To run this on an m1 Mac or similar machine, you'll need around 32GB of memory for the 4-bit quantized version since it's a 34B parameter model and is quite big (20GB).
Yes you'll need the latest version (0.0.16) to run the 34B model. It should run great on that machine!
The download (both as a Mac app and standalone binary) is available here: https://github.com/jmorganca/ollama/releases/tag/v0.0.16. And I will work on getting that brew formula updated as well! Sorry to see you hit an error!
Is there any chance you can add the phind-codellama-34b-v2 model? Or if there's already a way to run that with ollama, can you tell me how or point me to some docs? Thanks a ton!
This feature was surprisingly hard to find, but you can wrap multi line in “””. So start off with “””, then type or new line (with enter) anything you want, then close with “”” and it’ll run the whole prompt. (“”” is 3 parenthesis quote, the formatting from HN is making it look funny)
This project is sweet and I fortunately have a Mac M1 laptop with 64GB RAM to play with it.
But I'd like to also be able to run these models on my Linux desktop with two GPU's (a 2080Ti and a 3080Ti) and a Threadripper.
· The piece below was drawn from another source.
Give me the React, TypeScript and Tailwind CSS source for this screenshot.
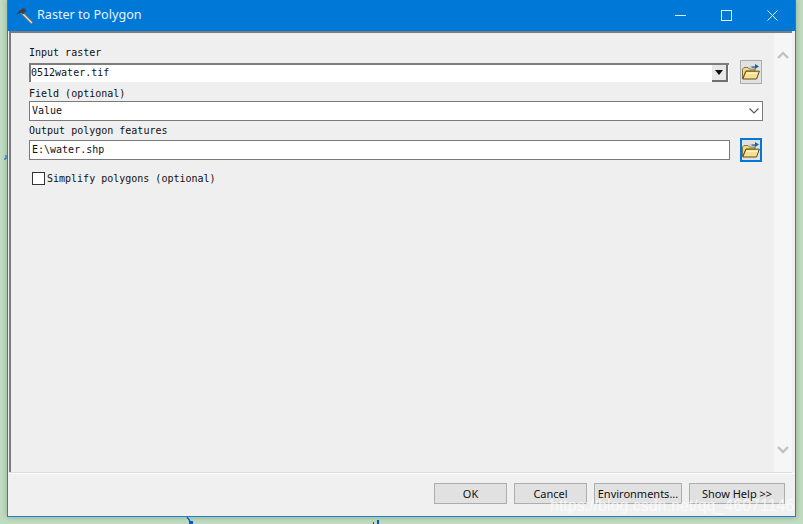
import React from "react";

const mono = "font-['DejaVu_Sans_Mono','Liberation_Mono',monospace] text-[10px] leading-[12px] text-[#111]";

const FolderIcon: React.FC = () => (
  <svg width="18" height="18" viewBox="0 0 18 18">
    <path d="M8 3.5 L13 3.5 L13 8 L8 8 Z" fill="#f4f4f4" stroke="#b5b5b5" strokeWidth="0.6" />
    <path d="M9.5 3.5 H13 V1 L17 3.5 L13 6 V4.8 H9.5 Z" fill="#1e5f9e" />
    <path d="M0.5 15.5 V6 L2 4.5 H6 L7.5 6 H13 V8 H4 L0.5 15.5 Z" fill="#f2d884" stroke="#6b5a25" strokeWidth="0.8" />
    <path d="M0.8 16 L4 8.2 H17.4 L14.5 16 Z" fill="#f8e08e" stroke="#5e4c1c" strokeWidth="1" />
    <path d="M4.6 9.6 H15.4 L14.8 11 H4 Z" fill="#fdf2c0" />
  </svg>
);

const HammerIcon: React.FC = () => (
  <svg width="17" height="17" viewBox="0 0 17 17">
    <path d="M6 6 L15.5 15.5" stroke="#8a7a60" strokeWidth="2.6" strokeLinecap="round" />
    <path d="M6 6 L15.5 15.5" stroke="#efe2cb" strokeWidth="1.2" strokeLinecap="round" />
    <path d="M0.5 8 C1.5 4.5 4 2.5 8 1 L10.5 3.5 L7 7.5 L5 5.8 C3.5 6 2 6.8 0.5 8 Z" fill="#3a4148" />
  </svg>
);

const WindowButtons: React.FC = () => (
  <div className="flex items-center">
    <div className="w-[46px] flex justify-center">
      <svg width="11" height="11" viewBox="0 0 11 11"><path d="M0 5.5 H11" stroke="#dcecfa" strokeWidth="1" /></svg>
    </div>
    <div className="w-[46px] flex justify-center">
      <svg width="11" height="11" viewBox="0 0 11 11"><rect x="0.5" y="0.5" width="10" height="10" fill="none" stroke="#f0f7fd" strokeWidth="1" /></svg>
    </div>
    <div className="w-[46px] flex justify-center">
      <svg width="11" height="11" viewBox="0 0 11 11"><path d="M0.5 0.5 L10.5 10.5 M10.5 0.5 L0.5 10.5" stroke="#f0f7fd" strokeWidth="1" /></svg>
    </div>
  </div>
);

const BrowseButton: React.FC<{ focused?: boolean }> = ({ focused }) => (
  <div
    className={
      focused
        ? "w-[22px] h-[24px] flex items-center justify-center bg-[#e1e1e1] border-[2px] border-[#0078d7]"
        : "w-[22px] h-[24px] flex items-center justify-center bg-[#e1e1e1] border border-[#adadad]"
    }
  >
    <FolderIcon />
  </div>
);

const FooterButton: React.FC<{ label: string; width: string }> = ({ label, width }) => (
  <div className={`${width} h-[21px] flex items-center justify-center pt-px bg-[#e1e1e1] border border-[#adadad] text-[11px] text-[#111] font-['Noto_Sans',sans-serif]`}>
    {label}
  </div>
);

const App: React.FC = () => {
  return (
    <div className="relative w-[803px] h-[524px] overflow-hidden bg-[#c2dcc2]">
      <div className="ml-[7px] w-[789px] h-[517px] flex flex-col bg-[#f0f0f0] border-x border-b border-[#1a82d6] shadow-[0_0_6px_rgba(90,130,90,0.55)]">
        <div className="h-[31px] shrink-0 flex items-center justify-between bg-[#0078d7]">
          <div className="flex items-center gap-[4px] pl-[8px]">
            <HammerIcon />
            <span className="text-[12.6px] text-[#e8f3fc] font-['Noto_Sans',sans-serif]">Raster to Polygon</span>
          </div>
          <WindowButtons />
        </div>

        <div className="flex-1 flex min-h-0 ml-px mr-[3px] border-t-[2px] border-b border-t-[#7d7d7d] border-b-[#dcdcdc]">
          <div className="flex-1 flex flex-col min-w-0 bg-[#efefef] border-l-[2px] border-[#7d7d7d] pl-[18px] pt-[14px]">
            <div className={`${mono} h-[12px]`}>Input raster</div>
            <div className="mt-px h-[24px] flex items-center">
              <div className="w-[700px] h-[19px] flex items-center justify-between bg-white border-l-[2px] border-t-[2px] border-[#7c7c7c]">
                <span className={mono}>0512water.tif</span>
                <div className="w-[16px] h-[17px] mr-[1px] flex items-center justify-center bg-[#e8e8e8] border-r-[2px] border-b-[2px] border-[#6f6f6f]">
                  <svg width="8" height="5" viewBox="0 0 8 5"><path d="M0 0 H8 L4 5 Z" fill="#111" /></svg>
                </div>
              </div>
              <div className="ml-[11px]"><BrowseButton /></div>
            </div>
            <div className={`${mono} h-[12px] mt-[4px]`}>Field (optional)</div>
            <div className="mt-px w-[734px] h-[20px] flex items-center justify-between bg-white border border-[#7a7a7a] pl-[2px] pr-[3px]">
              <span className={mono}>Value</span>
              <svg width="10" height="6" viewBox="0 0 10 6"><path d="M0.5 0.5 L5 5 L9.5 0.5" fill="none" stroke="#555" strokeWidth="1.1" /></svg>
            </div>
            <div className={`${mono} h-[12px] mt-[4px]`}>Output polygon features</div>
            <div className="mt-px h-[24px] flex items-center">
              <div className="w-[701px] h-[20px] flex items-center bg-white border border-[#7a7a7a] pl-[2px]">
                <span className={mono}>E:\water.shp</span>
              </div>
              <div className="ml-[10px]"><BrowseButton focused /></div>
            </div>
            <div className="mt-[10px] ml-[3px] flex items-center gap-[2px]">
              <div className="w-[13px] h-[13px] bg-white border border-[#333]" />
              <span className={`${mono} pt-px`}>Simplify polygons (optional)</span>
            </div>
          </div>

          <div className="w-[18px] shrink-0 flex flex-col items-center justify-between bg-[#f6f6f6] pt-[18px] pb-[18px]">
            <svg width="12" height="8" viewBox="0 0 12 8"><path d="M1 7 L6 2 L11 7" fill="none" stroke="#c2c2c2" strokeWidth="2.4" /></svg>
            <svg width="12" height="8" viewBox="0 0 12 8"><path d="M1 1 L6 6 L11 1" fill="none" stroke="#c2c2c2" strokeWidth="2.4" /></svg>
          </div>
        </div>

        <div className="h-[43px] shrink-0 flex justify-end items-start gap-[7px] pt-[9px] pr-[10px] border-t border-white">
          <FooterButton label="OK" width="w-[73px]" />
          <FooterButton label="Cancel" width="w-[73px]" />
          <FooterButton label="Environments..." width="w-[88px]" />
          <FooterButton label="Show Help >>" width="w-[96px]" />
        </div>
      </div>

      {/* watermark over the dialog */}
      <span className="absolute left-[550px] top-[496px] text-[16px] leading-[20px] text-white/70 font-['Liberation_Sans',sans-serif] whitespace-nowrap">
        https://blog.csdn.net/qq_46071146
      </span>

      {/* bits of the map peeking out behind the dialog */}
      <svg className="absolute left-[186px] top-[517px]" width="8" height="7" viewBox="0 0 8 7">
        <path d="M1 0 L4 4" stroke="#0a55d0" strokeWidth="1.3" fill="none" />
        <rect x="3" y="4" width="4" height="3" fill="#0a55d0" />
      </svg>
      <svg className="absolute left-[373px] top-[520px]" width="8" height="4" viewBox="0 0 8 4">
        <rect x="0" y="2" width="1" height="2" fill="#0a55d0" />
        <rect x="4" y="0" width="2" height="4" fill="#0a55d0" />
      </svg>
      <svg className="absolute left-[4px] top-[155px]" width="3" height="5" viewBox="0 0 3 5">
        <path d="M2 0 V4 H0" stroke="#0a55d0" strokeWidth="1" fill="none" />
      </svg>
    </div>
  );
};

export default App;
How difficult would it be to set some of these up on there?
I personally use llama.cpp as the driver since I run CPU-only but another may be better suited for GPU usage. But then it's as simple as downloading the model and placing it in the directory.
Failed to build llama-cpp-python
ERROR: Could not build wheels for llama-cpp-python, which is required to install pyproject.toml-based projects
Command '. "/Users/pmarreck/Downloads/oobabooga_macos/installer_files/conda/etc/profile.d/conda.sh" && conda activate "/Users/pmarreck/Downloads/oobabooga_macos/installer_files/env" && python -m pip install -r requirements.txt --upgrade' failed with exit status code '1'. Exiting...
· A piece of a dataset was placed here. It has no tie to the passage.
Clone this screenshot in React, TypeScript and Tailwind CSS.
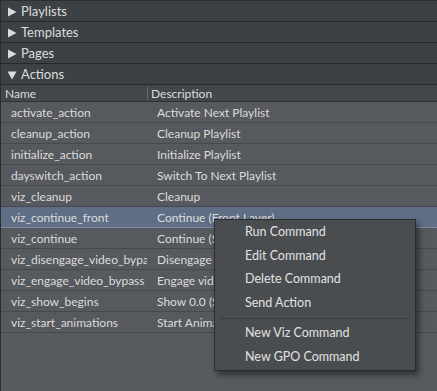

My Threadripper has 64 cores/128 threads and I'm wondering if any models can take advantage of CPU concurrency to at least mitigate some of the loss from not using a GPU (should one not be using a GPU)
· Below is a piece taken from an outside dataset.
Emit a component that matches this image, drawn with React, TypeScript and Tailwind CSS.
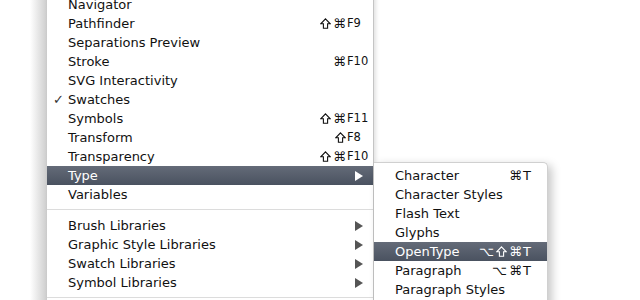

From my experience llama.cpp doesn’t take full advantage of parallelism as it could. Tested this on an HPC cluster - increasing thread count certainly did increase CPU usage but did not meaningfully improve tok/s past 6-8 cores. Same behavior with whisper.cpp. :( I wonder if there’s another backend that scales better.
I'm guessing the problem is that you're constrained by memory bandwidth and not computation power and this is inherent to the algorithm, not an artifact of any one implementation.
The number of times I had to do it in real production code amounts to zero.
The number of times I had to piece code from poorly documented external services, conflicting product requirements, and running on complex and weird environments has been ... well ... multiple times a day for the past 20+ years.
"instruct-like prompts" is what you give a very junior engineer out of college, and then you have to carefully review their code.